== Source records ==

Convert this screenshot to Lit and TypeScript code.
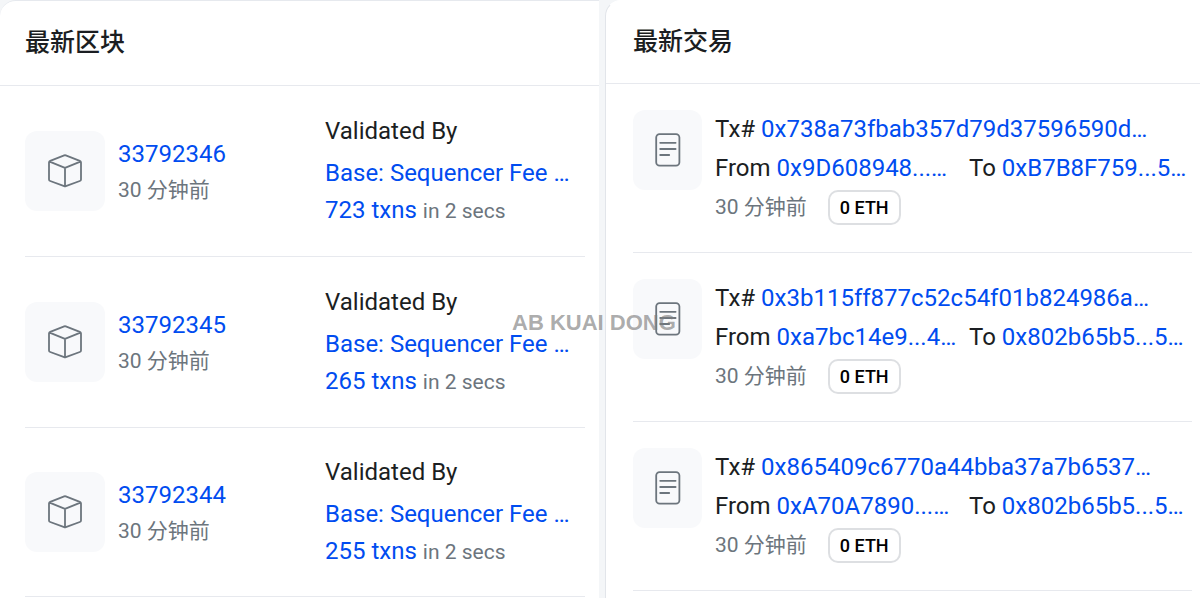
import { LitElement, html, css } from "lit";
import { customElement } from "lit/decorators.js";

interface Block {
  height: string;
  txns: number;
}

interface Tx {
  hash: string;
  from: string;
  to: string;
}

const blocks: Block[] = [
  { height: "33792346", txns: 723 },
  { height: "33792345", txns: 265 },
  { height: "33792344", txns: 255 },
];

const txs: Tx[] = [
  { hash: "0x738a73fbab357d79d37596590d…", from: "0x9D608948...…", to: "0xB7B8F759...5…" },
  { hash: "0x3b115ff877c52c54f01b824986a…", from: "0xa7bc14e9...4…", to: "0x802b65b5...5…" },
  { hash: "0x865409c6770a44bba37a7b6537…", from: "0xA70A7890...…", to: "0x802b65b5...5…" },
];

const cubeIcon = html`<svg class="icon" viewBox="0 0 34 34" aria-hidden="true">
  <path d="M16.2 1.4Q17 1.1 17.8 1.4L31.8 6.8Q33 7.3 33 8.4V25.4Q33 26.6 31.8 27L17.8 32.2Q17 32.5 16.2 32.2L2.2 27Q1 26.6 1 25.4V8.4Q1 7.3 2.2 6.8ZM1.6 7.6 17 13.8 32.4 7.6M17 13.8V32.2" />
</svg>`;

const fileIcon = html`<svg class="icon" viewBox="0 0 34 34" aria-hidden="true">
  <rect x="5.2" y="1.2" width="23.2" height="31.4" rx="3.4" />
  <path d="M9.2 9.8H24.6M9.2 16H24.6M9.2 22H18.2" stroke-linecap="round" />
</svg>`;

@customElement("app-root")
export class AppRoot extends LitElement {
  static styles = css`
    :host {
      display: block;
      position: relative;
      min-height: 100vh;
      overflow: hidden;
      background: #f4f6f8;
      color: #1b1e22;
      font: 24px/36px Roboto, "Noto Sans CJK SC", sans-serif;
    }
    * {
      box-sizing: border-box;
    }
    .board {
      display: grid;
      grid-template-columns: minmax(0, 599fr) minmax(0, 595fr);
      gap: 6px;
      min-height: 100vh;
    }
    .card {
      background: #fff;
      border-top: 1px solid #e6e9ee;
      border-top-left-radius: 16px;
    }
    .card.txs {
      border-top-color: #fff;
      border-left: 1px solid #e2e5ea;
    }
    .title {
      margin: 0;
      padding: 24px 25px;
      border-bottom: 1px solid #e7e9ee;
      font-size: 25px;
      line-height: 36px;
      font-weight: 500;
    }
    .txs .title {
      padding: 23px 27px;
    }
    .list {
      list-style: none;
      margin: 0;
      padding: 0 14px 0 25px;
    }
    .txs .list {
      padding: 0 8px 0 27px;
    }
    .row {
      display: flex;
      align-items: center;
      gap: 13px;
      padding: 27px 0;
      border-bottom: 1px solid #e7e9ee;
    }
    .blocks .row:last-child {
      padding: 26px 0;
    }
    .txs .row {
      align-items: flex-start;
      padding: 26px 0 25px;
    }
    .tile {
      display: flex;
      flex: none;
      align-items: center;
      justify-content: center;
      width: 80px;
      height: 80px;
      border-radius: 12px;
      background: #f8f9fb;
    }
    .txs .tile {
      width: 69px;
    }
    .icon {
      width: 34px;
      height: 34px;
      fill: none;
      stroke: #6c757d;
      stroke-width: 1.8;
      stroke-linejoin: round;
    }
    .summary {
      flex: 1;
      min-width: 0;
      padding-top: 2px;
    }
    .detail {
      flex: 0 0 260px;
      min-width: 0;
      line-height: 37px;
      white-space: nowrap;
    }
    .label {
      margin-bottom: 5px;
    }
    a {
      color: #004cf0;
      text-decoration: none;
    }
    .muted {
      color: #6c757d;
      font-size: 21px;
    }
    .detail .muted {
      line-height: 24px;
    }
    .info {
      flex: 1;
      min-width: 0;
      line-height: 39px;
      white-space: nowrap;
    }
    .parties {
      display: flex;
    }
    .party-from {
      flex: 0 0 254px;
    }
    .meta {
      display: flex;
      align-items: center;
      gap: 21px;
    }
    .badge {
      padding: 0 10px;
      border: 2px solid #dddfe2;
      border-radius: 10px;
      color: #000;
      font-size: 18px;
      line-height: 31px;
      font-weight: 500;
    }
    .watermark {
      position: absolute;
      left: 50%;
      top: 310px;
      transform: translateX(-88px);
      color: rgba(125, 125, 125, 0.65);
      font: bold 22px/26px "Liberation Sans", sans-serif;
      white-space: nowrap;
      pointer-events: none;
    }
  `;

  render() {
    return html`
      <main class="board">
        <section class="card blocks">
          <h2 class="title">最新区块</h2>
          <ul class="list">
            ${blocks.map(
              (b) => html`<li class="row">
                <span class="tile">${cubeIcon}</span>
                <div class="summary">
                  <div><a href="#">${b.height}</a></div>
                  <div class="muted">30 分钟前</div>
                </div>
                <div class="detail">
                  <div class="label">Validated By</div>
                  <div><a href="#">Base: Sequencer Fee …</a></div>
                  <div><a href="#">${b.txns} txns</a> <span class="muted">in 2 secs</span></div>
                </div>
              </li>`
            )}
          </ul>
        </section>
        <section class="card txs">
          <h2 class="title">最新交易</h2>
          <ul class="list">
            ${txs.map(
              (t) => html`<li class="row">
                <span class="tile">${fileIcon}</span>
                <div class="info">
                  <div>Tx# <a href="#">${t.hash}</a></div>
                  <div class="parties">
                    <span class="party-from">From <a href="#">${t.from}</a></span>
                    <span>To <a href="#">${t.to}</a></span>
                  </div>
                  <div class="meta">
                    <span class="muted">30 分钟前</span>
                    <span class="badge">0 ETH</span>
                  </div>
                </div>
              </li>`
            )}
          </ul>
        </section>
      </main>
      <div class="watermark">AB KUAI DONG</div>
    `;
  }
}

===
== Source records ==

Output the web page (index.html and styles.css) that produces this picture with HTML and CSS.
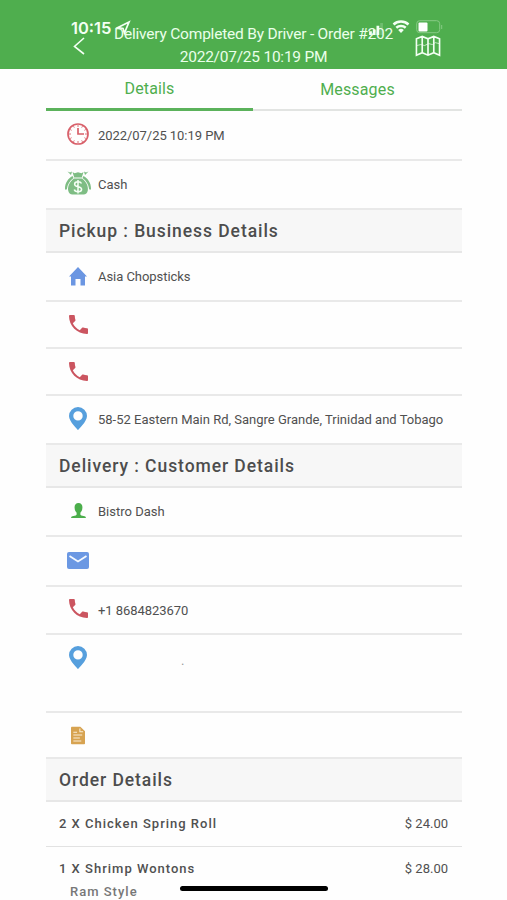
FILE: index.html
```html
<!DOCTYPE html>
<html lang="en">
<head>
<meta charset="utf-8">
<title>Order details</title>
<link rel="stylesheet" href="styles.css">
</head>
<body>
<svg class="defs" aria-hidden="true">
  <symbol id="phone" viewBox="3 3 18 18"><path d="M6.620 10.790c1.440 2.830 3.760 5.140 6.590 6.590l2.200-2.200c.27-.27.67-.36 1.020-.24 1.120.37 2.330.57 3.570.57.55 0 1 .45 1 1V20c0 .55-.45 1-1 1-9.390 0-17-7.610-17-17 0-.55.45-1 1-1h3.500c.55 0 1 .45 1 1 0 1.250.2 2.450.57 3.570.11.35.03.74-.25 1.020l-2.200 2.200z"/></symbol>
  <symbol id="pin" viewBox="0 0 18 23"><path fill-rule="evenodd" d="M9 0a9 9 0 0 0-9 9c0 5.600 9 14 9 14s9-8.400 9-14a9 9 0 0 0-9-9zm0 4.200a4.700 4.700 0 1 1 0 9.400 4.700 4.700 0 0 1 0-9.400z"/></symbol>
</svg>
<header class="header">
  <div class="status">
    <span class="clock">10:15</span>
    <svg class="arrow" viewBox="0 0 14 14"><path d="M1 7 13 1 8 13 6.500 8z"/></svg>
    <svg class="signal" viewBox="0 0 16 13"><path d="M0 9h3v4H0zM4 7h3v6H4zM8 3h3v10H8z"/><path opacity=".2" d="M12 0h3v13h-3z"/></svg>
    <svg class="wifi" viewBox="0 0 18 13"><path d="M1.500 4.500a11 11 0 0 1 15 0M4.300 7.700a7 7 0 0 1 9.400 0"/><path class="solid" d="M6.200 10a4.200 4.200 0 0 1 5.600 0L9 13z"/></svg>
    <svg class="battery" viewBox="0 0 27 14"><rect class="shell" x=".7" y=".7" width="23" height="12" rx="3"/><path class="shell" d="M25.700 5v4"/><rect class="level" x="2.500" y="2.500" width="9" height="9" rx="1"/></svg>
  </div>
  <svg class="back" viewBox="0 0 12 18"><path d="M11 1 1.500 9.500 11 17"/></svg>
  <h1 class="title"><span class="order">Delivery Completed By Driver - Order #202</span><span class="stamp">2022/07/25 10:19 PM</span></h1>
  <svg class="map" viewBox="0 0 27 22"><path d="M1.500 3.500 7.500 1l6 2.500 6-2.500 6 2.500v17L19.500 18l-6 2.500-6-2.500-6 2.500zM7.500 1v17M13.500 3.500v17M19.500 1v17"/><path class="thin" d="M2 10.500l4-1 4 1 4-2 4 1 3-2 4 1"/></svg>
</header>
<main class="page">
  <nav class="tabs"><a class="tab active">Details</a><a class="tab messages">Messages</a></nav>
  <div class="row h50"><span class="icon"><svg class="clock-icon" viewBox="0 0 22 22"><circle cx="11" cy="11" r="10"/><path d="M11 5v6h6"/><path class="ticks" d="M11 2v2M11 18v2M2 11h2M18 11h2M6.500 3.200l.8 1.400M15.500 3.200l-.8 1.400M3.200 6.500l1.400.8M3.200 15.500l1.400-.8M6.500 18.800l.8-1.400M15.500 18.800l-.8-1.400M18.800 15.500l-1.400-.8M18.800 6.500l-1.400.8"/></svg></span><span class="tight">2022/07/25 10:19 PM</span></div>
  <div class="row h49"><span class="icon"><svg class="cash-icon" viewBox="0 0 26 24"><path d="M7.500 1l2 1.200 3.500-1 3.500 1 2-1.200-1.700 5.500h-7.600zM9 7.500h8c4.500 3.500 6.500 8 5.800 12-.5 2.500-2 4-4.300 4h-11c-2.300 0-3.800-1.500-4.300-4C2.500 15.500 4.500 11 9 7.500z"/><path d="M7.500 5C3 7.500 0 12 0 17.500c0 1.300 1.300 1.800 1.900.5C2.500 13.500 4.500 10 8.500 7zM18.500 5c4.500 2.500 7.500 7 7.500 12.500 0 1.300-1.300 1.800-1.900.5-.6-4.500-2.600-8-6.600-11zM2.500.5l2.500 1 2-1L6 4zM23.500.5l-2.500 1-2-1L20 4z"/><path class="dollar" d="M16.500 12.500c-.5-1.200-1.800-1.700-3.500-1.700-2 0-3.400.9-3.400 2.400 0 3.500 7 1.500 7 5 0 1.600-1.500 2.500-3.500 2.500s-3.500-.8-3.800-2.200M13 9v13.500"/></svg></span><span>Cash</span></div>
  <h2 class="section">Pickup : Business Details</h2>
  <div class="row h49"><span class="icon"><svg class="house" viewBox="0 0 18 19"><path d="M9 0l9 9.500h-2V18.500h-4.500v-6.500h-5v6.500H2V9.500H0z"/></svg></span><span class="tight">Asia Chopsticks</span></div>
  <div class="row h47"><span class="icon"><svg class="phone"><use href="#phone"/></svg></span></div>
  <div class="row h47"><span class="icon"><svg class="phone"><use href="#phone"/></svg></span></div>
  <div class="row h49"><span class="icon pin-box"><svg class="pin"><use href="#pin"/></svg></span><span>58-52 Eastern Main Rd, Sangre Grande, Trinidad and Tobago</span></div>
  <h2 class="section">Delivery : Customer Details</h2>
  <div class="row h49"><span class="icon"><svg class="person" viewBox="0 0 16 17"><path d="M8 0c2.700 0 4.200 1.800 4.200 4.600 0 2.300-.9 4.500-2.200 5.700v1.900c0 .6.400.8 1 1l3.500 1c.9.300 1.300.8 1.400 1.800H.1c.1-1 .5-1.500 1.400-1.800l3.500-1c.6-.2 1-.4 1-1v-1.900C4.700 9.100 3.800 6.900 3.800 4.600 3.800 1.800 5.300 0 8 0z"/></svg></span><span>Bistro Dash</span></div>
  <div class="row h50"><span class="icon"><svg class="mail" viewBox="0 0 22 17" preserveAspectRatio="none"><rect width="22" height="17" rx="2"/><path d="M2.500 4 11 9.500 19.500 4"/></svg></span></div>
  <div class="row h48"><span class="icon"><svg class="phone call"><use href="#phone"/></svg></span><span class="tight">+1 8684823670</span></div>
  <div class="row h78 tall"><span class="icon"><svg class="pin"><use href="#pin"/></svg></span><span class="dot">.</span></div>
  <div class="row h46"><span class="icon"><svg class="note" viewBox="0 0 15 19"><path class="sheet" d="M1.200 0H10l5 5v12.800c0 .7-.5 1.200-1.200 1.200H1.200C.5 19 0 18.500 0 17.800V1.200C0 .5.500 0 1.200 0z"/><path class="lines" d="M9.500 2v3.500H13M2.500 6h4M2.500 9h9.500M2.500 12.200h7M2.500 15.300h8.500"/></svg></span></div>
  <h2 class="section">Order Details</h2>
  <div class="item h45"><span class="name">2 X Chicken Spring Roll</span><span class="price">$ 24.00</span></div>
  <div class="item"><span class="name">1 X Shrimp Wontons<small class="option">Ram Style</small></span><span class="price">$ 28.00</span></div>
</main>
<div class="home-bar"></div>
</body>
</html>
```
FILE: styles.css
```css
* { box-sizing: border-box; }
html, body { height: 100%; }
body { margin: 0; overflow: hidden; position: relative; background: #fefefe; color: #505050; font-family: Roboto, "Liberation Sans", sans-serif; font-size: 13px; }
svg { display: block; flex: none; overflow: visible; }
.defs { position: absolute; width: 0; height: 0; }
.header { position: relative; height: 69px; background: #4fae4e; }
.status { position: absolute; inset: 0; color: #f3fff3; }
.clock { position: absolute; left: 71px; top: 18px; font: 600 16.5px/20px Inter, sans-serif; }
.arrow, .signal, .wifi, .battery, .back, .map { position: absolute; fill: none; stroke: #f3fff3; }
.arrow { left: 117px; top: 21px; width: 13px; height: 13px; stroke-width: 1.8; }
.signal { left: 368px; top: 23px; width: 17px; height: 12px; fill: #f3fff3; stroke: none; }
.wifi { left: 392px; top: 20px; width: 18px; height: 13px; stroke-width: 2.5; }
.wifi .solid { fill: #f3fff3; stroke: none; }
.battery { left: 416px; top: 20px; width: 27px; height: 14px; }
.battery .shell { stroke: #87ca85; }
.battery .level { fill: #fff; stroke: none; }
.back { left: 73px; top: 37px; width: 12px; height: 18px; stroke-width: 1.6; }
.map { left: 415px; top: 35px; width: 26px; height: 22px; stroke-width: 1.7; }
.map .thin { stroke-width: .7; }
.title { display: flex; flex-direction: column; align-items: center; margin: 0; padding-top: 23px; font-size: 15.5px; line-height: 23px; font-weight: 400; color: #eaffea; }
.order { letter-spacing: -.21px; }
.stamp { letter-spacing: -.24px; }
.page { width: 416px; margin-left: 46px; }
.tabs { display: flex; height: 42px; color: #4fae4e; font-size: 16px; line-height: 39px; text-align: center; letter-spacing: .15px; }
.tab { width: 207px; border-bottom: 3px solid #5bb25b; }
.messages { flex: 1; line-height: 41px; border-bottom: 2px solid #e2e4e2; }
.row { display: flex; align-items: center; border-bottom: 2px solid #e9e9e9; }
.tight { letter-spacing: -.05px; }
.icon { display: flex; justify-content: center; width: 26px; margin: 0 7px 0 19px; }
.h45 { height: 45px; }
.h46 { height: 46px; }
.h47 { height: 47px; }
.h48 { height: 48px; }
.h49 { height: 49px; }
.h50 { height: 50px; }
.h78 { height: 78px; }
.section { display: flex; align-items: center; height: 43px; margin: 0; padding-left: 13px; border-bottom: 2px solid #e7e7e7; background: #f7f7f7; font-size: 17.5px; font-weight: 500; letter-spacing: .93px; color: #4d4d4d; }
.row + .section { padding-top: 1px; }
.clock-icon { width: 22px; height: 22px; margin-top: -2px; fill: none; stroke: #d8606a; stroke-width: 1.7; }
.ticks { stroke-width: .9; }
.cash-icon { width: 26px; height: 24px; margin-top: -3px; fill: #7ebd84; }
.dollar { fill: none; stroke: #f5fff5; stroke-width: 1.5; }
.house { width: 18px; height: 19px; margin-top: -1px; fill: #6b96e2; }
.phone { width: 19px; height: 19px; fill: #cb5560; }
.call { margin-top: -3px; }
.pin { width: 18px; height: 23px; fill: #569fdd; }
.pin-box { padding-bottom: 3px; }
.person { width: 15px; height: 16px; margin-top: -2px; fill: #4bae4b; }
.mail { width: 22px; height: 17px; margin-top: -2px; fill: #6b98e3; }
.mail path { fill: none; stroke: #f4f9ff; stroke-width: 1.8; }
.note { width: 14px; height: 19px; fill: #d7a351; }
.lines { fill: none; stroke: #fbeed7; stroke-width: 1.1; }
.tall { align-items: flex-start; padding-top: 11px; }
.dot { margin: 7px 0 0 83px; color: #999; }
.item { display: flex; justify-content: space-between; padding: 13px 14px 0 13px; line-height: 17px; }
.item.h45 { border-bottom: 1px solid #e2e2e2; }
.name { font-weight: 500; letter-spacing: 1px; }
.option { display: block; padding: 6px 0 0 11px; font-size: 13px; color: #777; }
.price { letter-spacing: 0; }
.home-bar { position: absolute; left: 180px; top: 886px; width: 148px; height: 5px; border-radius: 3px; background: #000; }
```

===
== Source records ==

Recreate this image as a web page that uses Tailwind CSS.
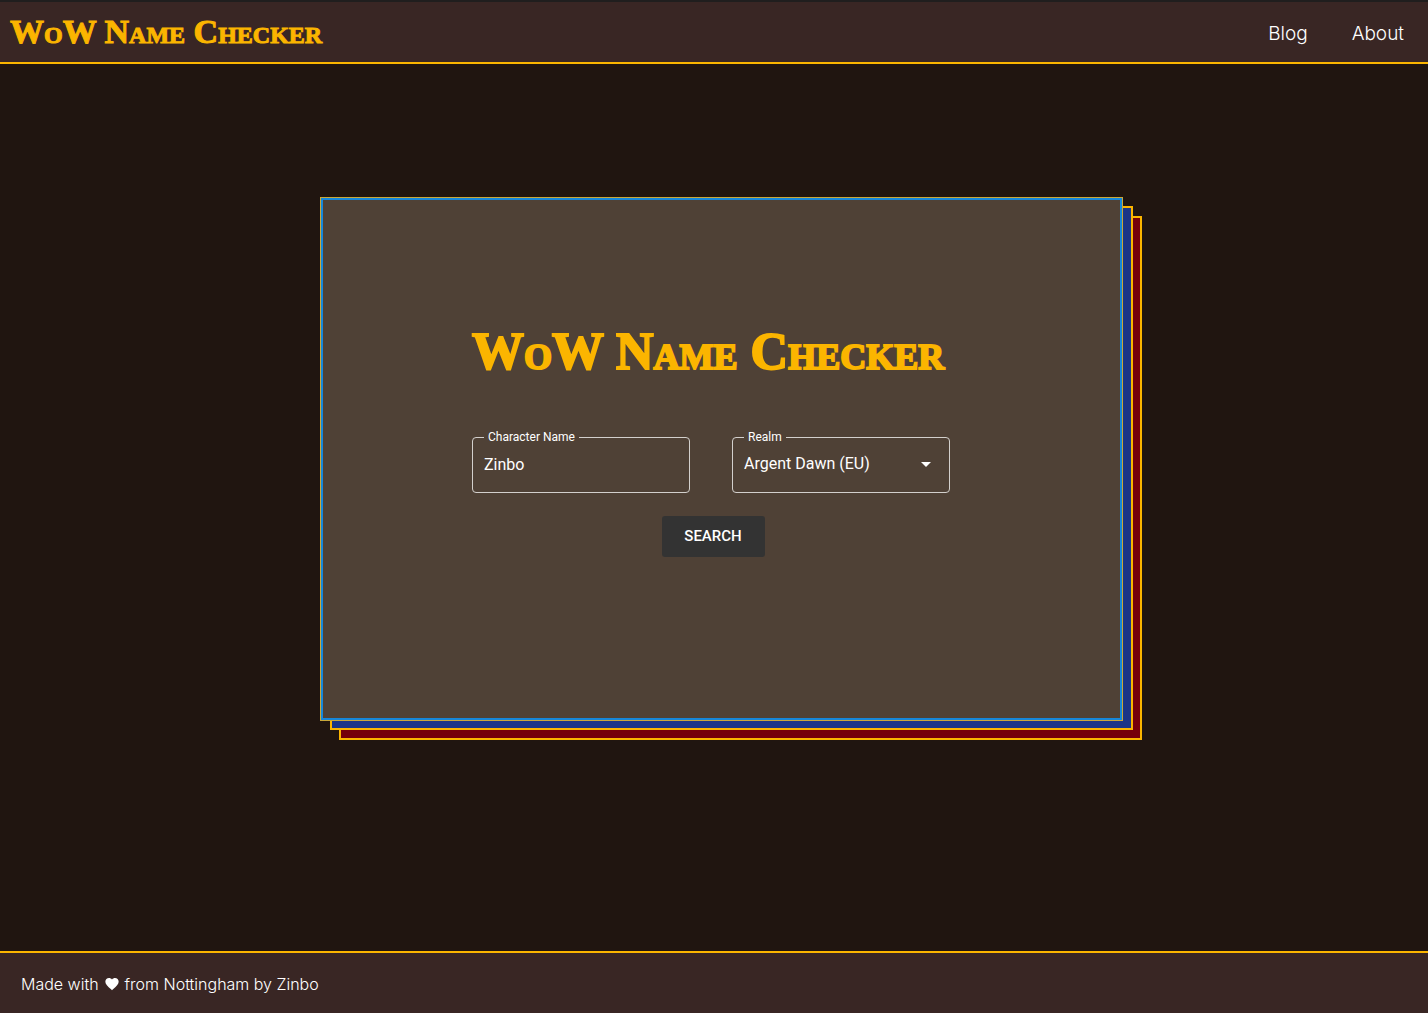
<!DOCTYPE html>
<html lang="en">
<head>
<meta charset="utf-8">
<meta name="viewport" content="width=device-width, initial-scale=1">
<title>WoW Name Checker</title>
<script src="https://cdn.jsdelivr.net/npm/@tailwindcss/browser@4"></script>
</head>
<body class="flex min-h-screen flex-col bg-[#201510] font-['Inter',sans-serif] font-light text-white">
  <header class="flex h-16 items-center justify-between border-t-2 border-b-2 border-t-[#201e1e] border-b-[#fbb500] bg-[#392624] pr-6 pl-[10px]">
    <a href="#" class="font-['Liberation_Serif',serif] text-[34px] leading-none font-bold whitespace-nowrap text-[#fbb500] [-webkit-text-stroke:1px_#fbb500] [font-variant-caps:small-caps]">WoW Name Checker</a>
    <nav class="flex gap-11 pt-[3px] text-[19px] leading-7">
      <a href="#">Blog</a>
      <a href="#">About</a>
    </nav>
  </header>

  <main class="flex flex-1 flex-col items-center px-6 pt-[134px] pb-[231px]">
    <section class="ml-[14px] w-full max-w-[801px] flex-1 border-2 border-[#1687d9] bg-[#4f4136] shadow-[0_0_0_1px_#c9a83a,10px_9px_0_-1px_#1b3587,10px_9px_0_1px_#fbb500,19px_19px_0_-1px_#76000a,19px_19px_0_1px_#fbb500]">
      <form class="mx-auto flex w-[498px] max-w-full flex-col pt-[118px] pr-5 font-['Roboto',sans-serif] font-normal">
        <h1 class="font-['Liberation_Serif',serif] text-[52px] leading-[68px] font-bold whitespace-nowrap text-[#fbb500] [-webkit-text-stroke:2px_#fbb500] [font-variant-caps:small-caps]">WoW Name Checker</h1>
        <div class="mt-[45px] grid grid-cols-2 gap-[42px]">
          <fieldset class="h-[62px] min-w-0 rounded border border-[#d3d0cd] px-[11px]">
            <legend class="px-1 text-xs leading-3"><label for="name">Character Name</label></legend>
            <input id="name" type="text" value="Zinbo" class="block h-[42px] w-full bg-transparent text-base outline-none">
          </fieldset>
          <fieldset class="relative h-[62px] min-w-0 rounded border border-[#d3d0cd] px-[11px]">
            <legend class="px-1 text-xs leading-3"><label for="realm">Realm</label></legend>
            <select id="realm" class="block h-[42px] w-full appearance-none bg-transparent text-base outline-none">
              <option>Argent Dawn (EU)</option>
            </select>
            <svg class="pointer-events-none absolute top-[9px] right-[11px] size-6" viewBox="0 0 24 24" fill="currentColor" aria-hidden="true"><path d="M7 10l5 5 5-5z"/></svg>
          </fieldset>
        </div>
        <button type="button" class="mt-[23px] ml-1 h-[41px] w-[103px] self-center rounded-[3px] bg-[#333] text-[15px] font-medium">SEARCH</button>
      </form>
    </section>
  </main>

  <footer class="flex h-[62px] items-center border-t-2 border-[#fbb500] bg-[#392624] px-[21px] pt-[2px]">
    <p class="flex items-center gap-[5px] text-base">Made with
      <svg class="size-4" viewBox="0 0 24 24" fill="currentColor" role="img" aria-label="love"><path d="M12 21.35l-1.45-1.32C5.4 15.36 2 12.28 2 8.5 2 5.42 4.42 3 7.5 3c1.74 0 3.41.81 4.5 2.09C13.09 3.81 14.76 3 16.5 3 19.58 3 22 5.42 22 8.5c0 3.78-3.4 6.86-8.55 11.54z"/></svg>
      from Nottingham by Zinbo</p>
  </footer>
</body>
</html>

===

> [Work required]
From the data above, gather every line that includes the word "styles".

> [Response below]
  static styles = css`
Output the web page (index.html and styles.css) that produces this picture with HTML and CSS.
<link rel="stylesheet" href="styles.css">
FILE: styles.css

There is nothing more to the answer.